The fashion moments are not the result of a differentiation mechanism whose goal is to renew styles as quickly as possible in order to distinguish some parts of the social entity, but the consequence of the selection, by an expert group, of a determined amount of shapes, colors, and materials. Blumer argues that the "expert group" composed by fashion designers and buyers both present an impressive consistency of preferences, which he finds responsible for the creation of fashion movements, or, in other words, of clothing mimicry: as consumers in a specific society have access to a limited amount of styles that have been preselected by an expert group with consistent tastes, it is logical that they all dress the same. What is left to explain are the criteria according to which this double selection is made, and why it appears to be so homogenous.

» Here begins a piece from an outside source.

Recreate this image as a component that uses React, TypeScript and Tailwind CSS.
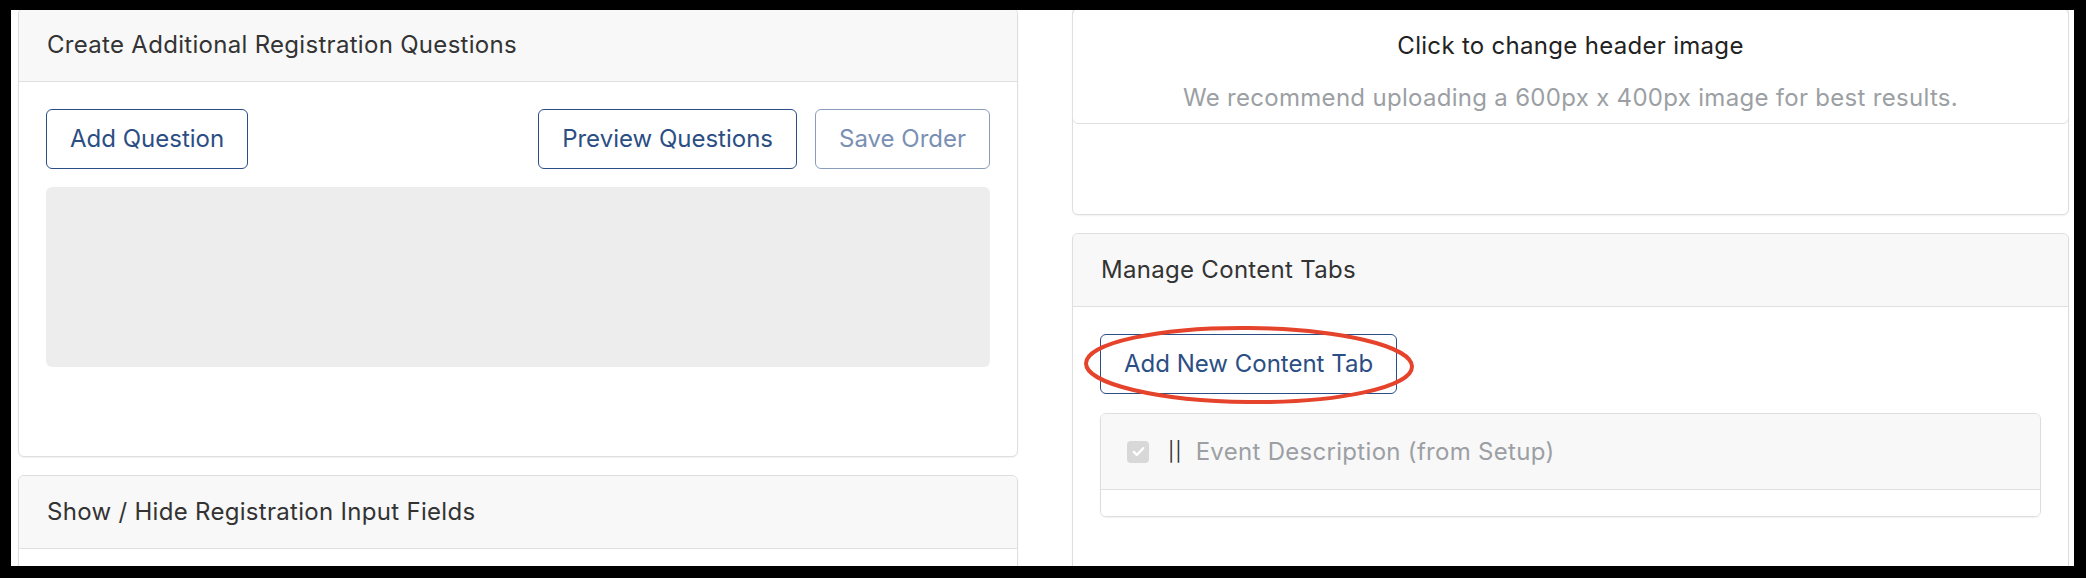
import React from 'react';

function Card({ title, children, className = '' }: { title?: string; children: React.ReactNode; className?: string }) {
  return (
    <div className={`rounded-[6px] border border-[#dedede] bg-white shadow-[0_1px_2px_rgba(0,0,0,0.06)] ${className}`}>
      {title && (
        <div className="flex h-[73px] items-center rounded-t-[6px] border-b border-[#e0e0e0] bg-[#f8f8f8] px-[28px] text-[24px] leading-[36px] text-[#333]">
          {title}
        </div>
      )}
      {children}
    </div>
  );
}

function OutlineButton({ label, muted = false }: { label: string; muted?: boolean }) {
  return (
    <button
      className={`flex h-[60px] items-center rounded-[6px] border px-[23px] text-[24px] leading-[34px] tracking-normal ${
        muted ? 'border-[#8a9dbd] text-[#7a90b3]' : 'border-[#2b4e84] text-[#2b4e84]'
      }`}
    >
      {label}
    </button>
  );
}

export default function App() {
  return (
    <div className="h-[578px] w-[2086px] bg-black pb-[12px] pl-[11px] pr-[12px] pt-[10px] font-['Inter','Liberation_Sans',sans-serif] tracking-[0.3px]">
      <div className="h-full overflow-hidden bg-white">
        <div className="-mt-[2px] flex gap-[54px] pl-[7px]">
          {/* left column */}
          <div className="flex w-[1000px] flex-col gap-[18px]">
            <Card title="Create Additional Registration Questions">
              <div className="px-[27px] pb-[89px] pt-[27px]">
                <div className="flex items-center justify-between">
                  <OutlineButton label="Add Question" />
                  <div className="flex gap-[18px]">
                    <OutlineButton label="Preview Questions" />
                    <OutlineButton label="Save Order" muted />
                  </div>
                </div>
                <div className="mt-[18px] h-[180px] rounded-[6px] bg-[#ededed]" />
              </div>
            </Card>
            <Card title="Show / Hide Registration Input Fields">
              <div className="h-[120px]" />
            </Card>
          </div>

          {/* right column */}
          <div className="flex w-[997px] flex-col gap-[18px]">
            <Card>
              <div className="-mx-px -mt-px flex flex-col items-center gap-[16px] rounded-[6px] border border-[#e0e0e0] pb-[7px] pt-[19px] text-[24px] leading-[36px]">
                <div className="text-[#222]">Click to change header image</div>
                <div className="text-[#9c9fa4]">We recommend uploading a 600px x 400px image for best results.</div>
              </div>
              <div className="h-[90px]" />
            </Card>
            <Card title="Manage Content Tabs">
              <div className="px-[27px] pb-[60px] pt-[27px]">
                <div className="relative w-fit">
                  <OutlineButton label="Add New Content Tab" />
                  <svg
                    className="pointer-events-none absolute -left-[17px] -top-[9px]"
                    width="334"
                    height="80"
                    viewBox="0 0 334 80"
                    fill="none"
                  >
                    <ellipse cx="166" cy="40" rx="163" ry="37" stroke="#e5432b" strokeWidth="4" transform="rotate(0.6 166 40)" />
                  </svg>
                </div>
                <div className="mt-[19px] overflow-hidden rounded-[6px] border border-[#dedede] shadow-[0_1px_2px_rgba(0,0,0,0.06)]">
                  <div className="flex h-[76px] items-center border-b border-[#e0e0e0] bg-[#f8f8f8] pl-[26px]">
                    <span className="flex h-[22px] w-[22px] items-center justify-center rounded-[4px] bg-[#d8d8d8]">
                      <svg width="15" height="15" viewBox="0 0 16 16" fill="none">
                        <path d="M3 8.5l3.2 3.2L13 4.5" stroke="#fff" strokeWidth="2.6" strokeLinecap="round" strokeLinejoin="round" />
                      </svg>
                    </span>
                    <span className="ml-[19px] text-[19px] leading-[22px] tracking-[1px] text-[#333]">||</span>
                    <span className="ml-[13px] text-[24px] leading-[36px] text-[#9c9fa4]">Event Description (from Setup)</span>
                  </div>
                  <div className="h-[26px] bg-white" />
                </div>
              </div>
            </Card>
          </div>
        </div>
      </div>
    </div>
  );
}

Blumer excludes the idea of coordination: the "caste" of fashion designers is "secret" and competitive, as is the buyers’. Designers converge towards the same ensemble of choices, each season because they share three categories of preoccupations from which they draw their inspirations: 
the first being the history of costume, the second the immediate clothing habits, and the third the contemporary artistic production. Taking inspiration from past styles is a recurring habit of fashion designers, who were the first to read historic books regarding the story of costume published in the second part of the 19th century: traditional clothing, as well as the creations of the past decades, provides designers with an impressive catalog of images. Fashion designers have also in mind the clothing habits of their immediate contemporaries. When Blumer’s article is published, fashion has opened to ready-to-wear, and as a result, designers have to pay more and more attention to "street fashion". Here again, their job is to reinterpret, through a series of variations, outfits that they witnessed in vivo. But the most fundamental common point between designers, and, for Blumer, the main reason for the similarity of their taste lies in their "intimate familiarity with the most recent expressions of modernity". As they "engage in translating themes from these areas and media into dress designs", they establish a necessary proximity with the other fields of the contemporary creation: their work becomes the translation, in clothing language, of ideas which appeared elsewhere.

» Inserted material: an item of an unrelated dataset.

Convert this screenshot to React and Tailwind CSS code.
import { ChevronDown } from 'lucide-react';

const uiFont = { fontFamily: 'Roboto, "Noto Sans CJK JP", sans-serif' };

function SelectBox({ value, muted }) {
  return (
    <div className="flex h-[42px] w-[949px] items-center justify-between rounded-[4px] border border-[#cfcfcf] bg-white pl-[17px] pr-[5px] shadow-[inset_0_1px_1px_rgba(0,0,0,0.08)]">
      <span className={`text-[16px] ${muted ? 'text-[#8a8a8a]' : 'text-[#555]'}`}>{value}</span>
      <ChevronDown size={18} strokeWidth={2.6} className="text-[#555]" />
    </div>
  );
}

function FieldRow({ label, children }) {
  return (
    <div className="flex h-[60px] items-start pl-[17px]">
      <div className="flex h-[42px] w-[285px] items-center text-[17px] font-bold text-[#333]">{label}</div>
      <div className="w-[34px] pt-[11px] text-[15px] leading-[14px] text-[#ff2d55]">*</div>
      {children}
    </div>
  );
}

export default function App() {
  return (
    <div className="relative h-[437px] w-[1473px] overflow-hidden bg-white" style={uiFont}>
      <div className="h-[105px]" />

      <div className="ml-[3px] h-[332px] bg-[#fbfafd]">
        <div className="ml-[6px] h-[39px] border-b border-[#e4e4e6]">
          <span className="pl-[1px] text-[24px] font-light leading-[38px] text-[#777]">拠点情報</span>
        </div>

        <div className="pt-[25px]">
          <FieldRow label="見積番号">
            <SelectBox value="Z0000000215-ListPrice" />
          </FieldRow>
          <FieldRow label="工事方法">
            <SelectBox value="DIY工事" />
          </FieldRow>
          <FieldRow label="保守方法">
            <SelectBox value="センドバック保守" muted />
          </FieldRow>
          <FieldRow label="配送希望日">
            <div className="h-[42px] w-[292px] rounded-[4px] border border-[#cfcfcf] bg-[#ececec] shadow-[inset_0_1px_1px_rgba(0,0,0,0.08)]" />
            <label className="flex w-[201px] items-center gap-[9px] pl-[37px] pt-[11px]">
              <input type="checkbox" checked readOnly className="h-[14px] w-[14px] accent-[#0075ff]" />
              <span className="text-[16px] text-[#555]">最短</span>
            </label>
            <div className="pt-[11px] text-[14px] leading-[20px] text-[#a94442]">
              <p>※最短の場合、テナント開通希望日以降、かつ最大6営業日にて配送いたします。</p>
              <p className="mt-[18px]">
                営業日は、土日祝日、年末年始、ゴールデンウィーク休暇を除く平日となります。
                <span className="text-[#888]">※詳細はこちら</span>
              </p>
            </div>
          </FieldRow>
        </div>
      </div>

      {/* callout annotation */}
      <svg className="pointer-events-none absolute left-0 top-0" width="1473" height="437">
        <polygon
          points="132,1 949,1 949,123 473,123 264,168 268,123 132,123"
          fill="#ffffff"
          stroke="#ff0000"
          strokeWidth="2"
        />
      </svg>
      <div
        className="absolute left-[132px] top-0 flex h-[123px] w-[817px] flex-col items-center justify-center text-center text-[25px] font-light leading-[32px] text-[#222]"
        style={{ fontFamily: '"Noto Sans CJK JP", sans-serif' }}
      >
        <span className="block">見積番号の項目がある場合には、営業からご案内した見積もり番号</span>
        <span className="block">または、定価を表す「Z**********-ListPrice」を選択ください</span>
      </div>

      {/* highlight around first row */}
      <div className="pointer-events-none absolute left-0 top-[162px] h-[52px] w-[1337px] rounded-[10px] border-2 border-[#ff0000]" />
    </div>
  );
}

It is even more true at an age where fashion is liberated from the academism of Haute couture, mainly through the development of ready-to-wear and the emergence of youth culture. Blue jeans, for instance, are one of the most famous examples illustrating this phenomenon: originally worn by American workers of the 19th century, they are nowadays a worldwide popular uniform, available at all of society’s sections. So we need to find another candidate to explain the origin of fashion "trends". 

Herbert Blumer is one of the most famous opponents to Simmel and Smith’s common theory. He argues that the elites themselves undergo the influence of a universal drive towards novelty. For Blumer, "fashions", in the sense of clothing shifts, are the direct result of specific interactions between individuals who share similar interests and perceptions.It is the observation of "fashion stakeholders", as an "environment", and the understanding of its stakeholders subjective motivations, of their perception system as well as their tastes, that allow us to understand the origin of the convergence of preferences phenomenon.
Eventually, Blumer describes fashion creation as a "derivative" form of creation: its substance comes simultaneously from fashion history, contemporary clothing habits, and recent developments in other arts. According to Blumer, the second selection group, the buyers, doesn't share the designers’ specific choices, yet they share everything else that determines their choices: they read the same magazines, go to the same cities, restaurants, and parties, see the same movies, and take passionately interest in fashion’s twists and turns, both on the catwalk and in the streets. They are part of the same "remarkably common world of intense stimulation": their perceptual environment is identical. Based on this set of intellectual and sensorial stimulations, they anticipate the shifts of fashions and customer’s tastes: it is no wonder, thus, that their anticipations stay consistent. Blumer draws, from these empiric considerations, a general theory about the origin of fashion movements. 
According to him, "The fashion mechanism appears not in response to a need of class differentiation and class emulation but in response to a wish to be in fashion, to be abreast of what has good standing, to express new tastes which are emerging in a changing world". In other words, fashions are not the result of the preferences of the ruling classes, but the consequence of an expert selection determined by minds which are deeply aware of the style novelties: fashion designers and buyers.
Yet, Blumers’ argumentation is not faultless: the data drawn from his inquiry doesn’t seem satisfactory to accredit his general conclusions. Blumer makes an additional implicit hypothesis, which doesn’t rely on his observations, whereby the desire for novelty would be socially or anthropologically prior to the desire of domination or differentiation from other individuals. 
In other words, even if Blumer convincgly shows that fashion movements are not driven by elites, he doesn’t bring any decisive argument to the table in favor of the presence of a pre-existing, independent "fashion desire". We can also suppose that novelty is a mere instrument in order to achieve social distinction: as we observe, following Blumer, that fashions are the result of a collegial decision between specialists, we can also notice that it remains a device of class-affirmation or self-affirmation, as it is the expression of a superior economic or cultural capital. To be fashionable remains expensive, on the intellectual level as well as on the economic level.